Sadly, it will not be.

That said, there are people trying to build them. I want one!
 
Would be wonderful if everyone had a comfortable place to live and enough to eat. Sadly, I don't think 20 years will do it. Flying cars? I'll settle for affordable self driving.
Bobbi
 
I seem to remember a few years ago reading that with increased automation in manufacturing would come a golden age when people would only have to work about four hours a week, and leisure activities would become almost compulsory. I'd settle for that, so long as someone is going to pay me to play golf.
 
I seem to remember a few years ago reading that with increased automation in manufacturing would come a golden age when people would only have to work about four hours a week, and leisure activities would become almost compulsory. I'd settle for that, so long as someone is going to pay me to play golf.

Utopian dreams surface in the minds of idealists every few years.

Not going to happen.
 
I seem to remember a few years ago reading that with increased automation in manufacturing would come a golden age when people would only have to work about four hours a week, and leisure activities would become almost compulsory. I'd settle for that, so long as someone is going to pay me to play golf.

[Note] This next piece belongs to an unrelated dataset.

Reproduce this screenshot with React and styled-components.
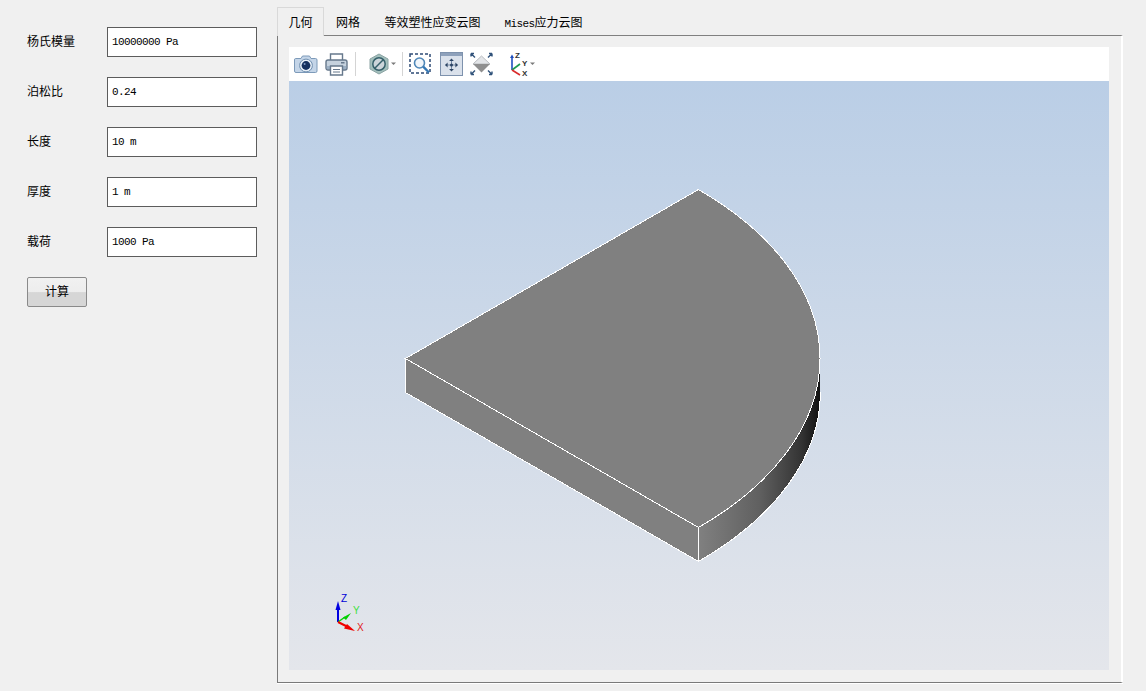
import React from 'react';
import styled, { createGlobalStyle } from 'styled-components';

const GlobalStyle = createGlobalStyle`
    html, body {
        margin: 0;
        padding: 0;
        background: #f0f0f0;
    }
    * {
        box-sizing: border-box;
    }
`
const Window = styled.div`
    width: 1146px;
    height: 691px;
    display: flex;
    overflow: hidden;
    background: #f0f0f0;
    font-family: "Liberation Mono", "Noto Sans CJK SC", monospace;
    color: #000;
`
const Sidebar = styled.div`
    width: 277px;
    flex: none;
    display: flex;
    flex-direction: column;
    align-items: flex-start;
    gap: 20px;
    padding: 27px 0 0 27px;
`
const FieldRow = styled.div`
    display: flex;
    align-items: center;
    height: 30px;
`
const FieldLabel = styled.div`
    width: 80px;
    font-family: "Noto Sans CJK SC", sans-serif;
    font-size: 12px;
    padding-bottom: 4px;
`
const FieldInput = styled.input`
    width: 150px;
    height: 30px;
    padding: 0 0 0 4px;
    border: 1px solid #5c5c5c;
    border-radius: 0;
    background: #fff;
    outline: none;
    font-family: "Liberation Mono", monospace;
    font-size: 11px;
    letter-spacing: -0.6px;
    color: #000;
`
const RunButton = styled.button`
    width: 60px;
    height: 30px;
    padding: 0 0 4px;
    border: 1px solid #8a8a8a;
    border-radius: 2px;
    background: linear-gradient(#f1f1f1 0, #ededed 50%, #d6d6d6 52%, #d6d6d6 100%);
    font-family: "Noto Sans CJK SC", sans-serif;
    font-size: 12px;
    color: #000;
`
const Main = styled.div`
    width: 846px;
    flex: none;
    display: flex;
    flex-direction: column;
    height: 683px;
`
const TabBar = styled.div`
    display: flex;
    align-items: flex-start;
    height: 28px;
    margin-top: 7px;
    flex: none;
`
const Tab = styled.div`
    position: relative;
    z-index: 1;
    height: ${p => (p.$active ? 29 : 28)}px;
    display: flex;
    align-items: center;
    justify-content: center;
    width: ${p => p.$w}px;
    padding-bottom: 1px;
    background: #f0f0f0;
    border: 1px solid ${p => (p.$active ? '#d9d9d9' : 'transparent')};
    border-bottom: 0;
`
const TabLabel = styled.div`
    font-family: "Liberation Mono", monospace;
    font-size: 11px;
    letter-spacing: -0.6px;
    white-space: nowrap;
    span {
        font-family: "Noto Sans CJK SC", sans-serif;
        font-size: 12px;
        letter-spacing: 0;
    }
`
const Pane = styled.div`
    flex: 1;
    display: flex;
    padding: 11px 12px 12px 11px;
    border-style: solid;
    border-width: 1px 2px 1px 1px;
    border-color: #808080 #fff #7a7a7a #7a7a7a;
    box-shadow: 0 1px 0 #fff;
`
const Viewer = styled.div`
    flex: 1;
    display: flex;
    flex-direction: column;
`
const Toolbar = styled.div`
    height: 34px;
    flex: none;
    display: flex;
    align-items: center;
    background: #fff;
    padding-left: 5px;
`
const ToolIcon = styled.svg`
    display: block;
    flex: none;
    width: ${p => p.$w}px;
    height: 26px;
    margin-right: ${p => p.$gap || 0}px;
`
const Separator = styled.div`
    width: 1px;
    height: 24px;
    flex: none;
    background: #d4d4d4;
    margin-right: ${p => p.$gap}px;
`
const Canvas = styled.div`
    flex: 1;
    background: linear-gradient(#bacee6, #e4e6eb);
`
const Scene = styled.svg`
    display: block;
    width: 820px;
    height: 589px;
`

function CameraIcon() {
    return (
        <ToolIcon $w={24} $gap={7} viewBox="0 0 24 26">
            <path d="M2 7.5 h5 l1.5 -2.5 h7 l1.5 2.5 h4.5 q1.5 0 1.5 1.5 v11 q0 1.5 -1.5 1.5 h-19.5 q-1.5 0 -1.5 -1.5 v-11 q0 -1.5 1 -1.5z" fill="#c4d5e8" stroke="#7d9ab9" />
            <circle cx="12" cy="14.5" r="6.4" fill="#e8f0f8" stroke="#6f8fb0" />
            <circle cx="12" cy="14.5" r="4.4" fill="#14305f" />
            <circle cx="10.6" cy="13" r="1" fill="#7f9cc5" />
        </ToolIcon>
    )
}

function PrinterIcon() {
    return (
        <ToolIcon $w={23} $gap={7} viewBox="0 0 23 26">
            <path d="M5.5 9 V3 h12 V9" fill="#fff" stroke="#66788c" strokeWidth="1.4" />
            <rect x="1" y="9" width="21" height="10" rx="2" fill="#c6d2de" stroke="#66788c" strokeWidth="1.4" />
            <rect x="16" y="11" width="3.5" height="1.5" fill="#66788c" />
            <rect x="1.8" y="15" width="19.4" height="3" fill="#9cb0c4" />
            <path d="M5.5 15 h12 v9 h-12z" fill="#fff" stroke="#66788c" strokeWidth="1.4" />
            <path d="M8 18.5 h7 M8 21 h7" stroke="#66788c" />
        </ToolIcon>
    )
}

function HexIcon() {
    return (
        <ToolIcon $w={20} $gap={2} viewBox="0 0 20 26">
            <path d="M10 3 L19 8 V18 L10 23 L1 18 V8 Z" fill="#a3bfbc" stroke="#8aa3a3" />
            <circle cx="10" cy="13" r="6.2" fill="#ccd5da" stroke="#35606a" strokeWidth="1.5" />
            <path d="M5.8 17.2 L14.2 8.8" stroke="#35606a" strokeWidth="1.5" />
        </ToolIcon>
    )
}

function SmallArrow({ gap }) {
    return (
        <ToolIcon $w={5} $gap={gap} viewBox="0 0 5 26">
            <path d="M0 11.5 h5 l-2.5 2.5z" fill="#7a7a7a" />
        </ToolIcon>
    )
}

function ZoomBoxIcon() {
    return (
        <ToolIcon $w={22} $gap={9} viewBox="0 0 22 26">
            <rect x="1" y="3" width="20" height="19" fill="none" stroke="#2e4b75" strokeWidth="1.5" strokeDasharray="3 2" />
            <circle cx="10.5" cy="12" r="5" fill="#f1f6fb" stroke="#4f87b8" strokeWidth="1.6" />
            <path d="M14.2 15.7 L20 21.5" stroke="#3578b5" strokeWidth="2.4" />
        </ToolIcon>
    )
}

function FitViewIcon() {
    return (
        <ToolIcon $w={23} $gap={7} viewBox="0 0 23 26">
            <rect x="0.5" y="1.5" width="22" height="23" fill="#dae1eb" stroke="#7e92ad" />
            <rect x="1" y="2" width="21" height="3" fill="#8ea1bb" />
            <path d="M11.5 8 v12 M5.5 14 h12" stroke="#7287a3" />
            <path d="M11.5 7.5 l2.4 2.6 h-4.8z M11.5 20.5 l2.4 -2.6 h-4.8z M5 14 l2.6 -2.4 v4.8z M18 14 l-2.6 -2.4 v4.8z" fill="#2c4464" />
            <circle cx="11.5" cy="14" r="1.5" fill="#2c4464" />
        </ToolIcon>
    )
}

function IsoIcon() {
    return (
        <ToolIcon $w={23} $gap={16} viewBox="0 0 23 26">
            <path d="M11.5 5 L20 13 H3 Z" fill="#e3e5e8" stroke="#b9bcc0" />
            <path d="M3 13 H20 L11.5 21.5 Z" fill="#8f8f8f" />
            <path d="M1 2.5 L5 6.5 M1 2.5 h3 M1 2.5 v3 M22 2.5 L18 6.5 M22 2.5 h-3 M22 2.5 v3 M1 23.5 L5 19.5 M1 23.5 h3 M1 23.5 v-3 M22 23.5 L18 19.5 M22 23.5 h-3 M22 23.5 v-3" fill="none" stroke="#30527a" strokeWidth="1.4" />
        </ToolIcon>
    )
}

function AxisIcon() {
    return (
        <ToolIcon $w={21} $gap={0} viewBox="0 0 21 26">
            <path d="M3 19 V6" stroke="#1f4fbf" strokeWidth="1.6" />
            <path d="M3 3.5 l2 3.5 h-4z" fill="#1f4fbf" />
            <path d="M3 19 L11 13" stroke="#1e9a50" strokeWidth="1.6" />
            <path d="M3 19 L11 24" stroke="#d92b2b" strokeWidth="1.6" />
            <text x="6" y="7" fontSize="8" fontWeight="700" fontFamily="Liberation Sans, sans-serif" fill="#333">Z</text>
            <text x="13" y="14.5" fontSize="8" fontWeight="700" fontFamily="Liberation Sans, sans-serif" fill="#333">Y</text>
            <text x="13" y="25" fontSize="8" fontWeight="700" fontFamily="Liberation Sans, sans-serif" fill="#333">X</text>
        </ToolIcon>
    )
}

function Model() {
    // page coordinates, the disc is an axis aligned ellipse round the left corner
    return (
        <Scene viewBox="289 81 820 589">
            <defs>
                <linearGradient id="rim" gradientUnits="userSpaceOnUse" x1="699" y1="0" x2="820" y2="0">
                    <stop offset="0" stopColor="#808080" />
                    <stop offset="0.5" stopColor="#606060" />
                    <stop offset="0.85" stopColor="#333333" />
                    <stop offset="1" stopColor="#111111" />
                </linearGradient>
            </defs>
            <g shapeRendering="crispEdges">
                <path d="M698.5 527.5 A414.9 239 0 0 0 820.4 358.5 V392.5 A414.9 239 0 0 1 698.5 561.5 Z" fill="url(#rim)" />
                <path d="M820.4 392.5 A414.9 239 0 0 1 698.5 561.5" fill="none" stroke="#fff" strokeWidth="1" />
                <path d="M405.5 358.5 L698.5 527.5 V561.5 L405.5 392.5 Z" fill="#808080" stroke="#fff" strokeWidth="1" />
                <path d="M405.5 358.5 L698.5 189.5 A414.9 239 0 0 1 698.5 527.5 Z" fill="#808080" stroke="#fff" strokeWidth="1" />
            </g>

            <path d="M338 622 V606" stroke="#0000e0" strokeWidth="2" />
            <path d="M338 601 l2.5 9 h-5z" fill="#0000e0" />
            <path d="M338 622 L345 617" stroke="#00d000" strokeWidth="1.4" />
            <path d="M343 617.5 L351 613 L346 620z" fill="#00d000" />
            <path d="M338 622 L348 627" stroke="#f00000" strokeWidth="2" />
            <path d="M347 624 L355 631 L344 628.5z" fill="#f00000" />
            <text x="341" y="602" fontSize="10" fontFamily="Liberation Sans, sans-serif" fill="#0000d8">Z</text>
            <text x="353" y="614" fontSize="10" fontFamily="Liberation Sans, sans-serif" fill="#40e040">Y</text>
            <text x="357" y="631" fontSize="10" fontFamily="Liberation Sans, sans-serif" fill="#e02020">X</text>
        </Scene>
    )
}

const fields = [
    { label: '杨氏模量', value: '10000000 Pa' },
    { label: '泊松比', value: '0.24' },
    { label: '长度', value: '10 m' },
    { label: '厚度', value: '1 m' },
    { label: '载荷', value: '1000 Pa' },
];

export default function App() {
    return (
        <Window>
            <GlobalStyle />
            <Sidebar>
                {fields.map(f => (
                    <FieldRow key={f.label}>
                        <FieldLabel>{f.label}</FieldLabel>
                        <FieldInput defaultValue={f.value} />
                    </FieldRow>
                ))}
                <RunButton>计算</RunButton>
            </Sidebar>
            <Main>
                <TabBar>
                    <Tab $w={47} $active><TabLabel><span>几何</span></TabLabel></Tab>
                    <Tab $w={48}><TabLabel><span>网格</span></TabLabel></Tab>
                    <Tab $w={121}><TabLabel><span>等效塑性应变云图</span></TabLabel></Tab>
                    <Tab $w={101}><TabLabel>Mises<span>应力云图</span></TabLabel></Tab>
                </TabBar>
                <Pane>
                    <Viewer>
                        <Toolbar>
                            <CameraIcon />
                            <PrinterIcon />
                            <Separator $gap={13} />
                            <HexIcon />
                            <SmallArrow gap={6} />
                            <Separator $gap={6} />
                            <ZoomBoxIcon />
                            <FitViewIcon />
                            <IsoIcon />
                            <AxisIcon />
                            <SmallArrow gap={0} />
                        </Toolbar>
                        <Canvas>
                            <Model />
                        </Canvas>
                    </Viewer>
                </Pane>
            </Main>
        </Window>
    )
}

I know an ecconomics guru that explained why working fewer hours is a bad idea. Not sure, but I work less and make more these days, so perhaps you are on to something and the prof is full of cat fur.
 
I predict something like corusant from Star Wars, people never leaving electronic gadgets that have everlasting batteries, and robots that do everything for us. What a dream.

-Samana
 
Actually, I'm beginning to doubt the Star Wars prediction. That's just illogical. Or is it?

-Samana

Yes. Unless you have some plan for replenishing atmospheric oxygen in the absence of the vast areas now filled by forests. Not to mention getting rid of the CO2 that would have nowhere to go.
 
Yes. Unless you have some plan for replenishing atmospheric oxygen in the absence of the vast areas now filled by forests. Not to mention getting rid of the CO2 that would have nowhere to go.

I see what you mean. There goes that idea.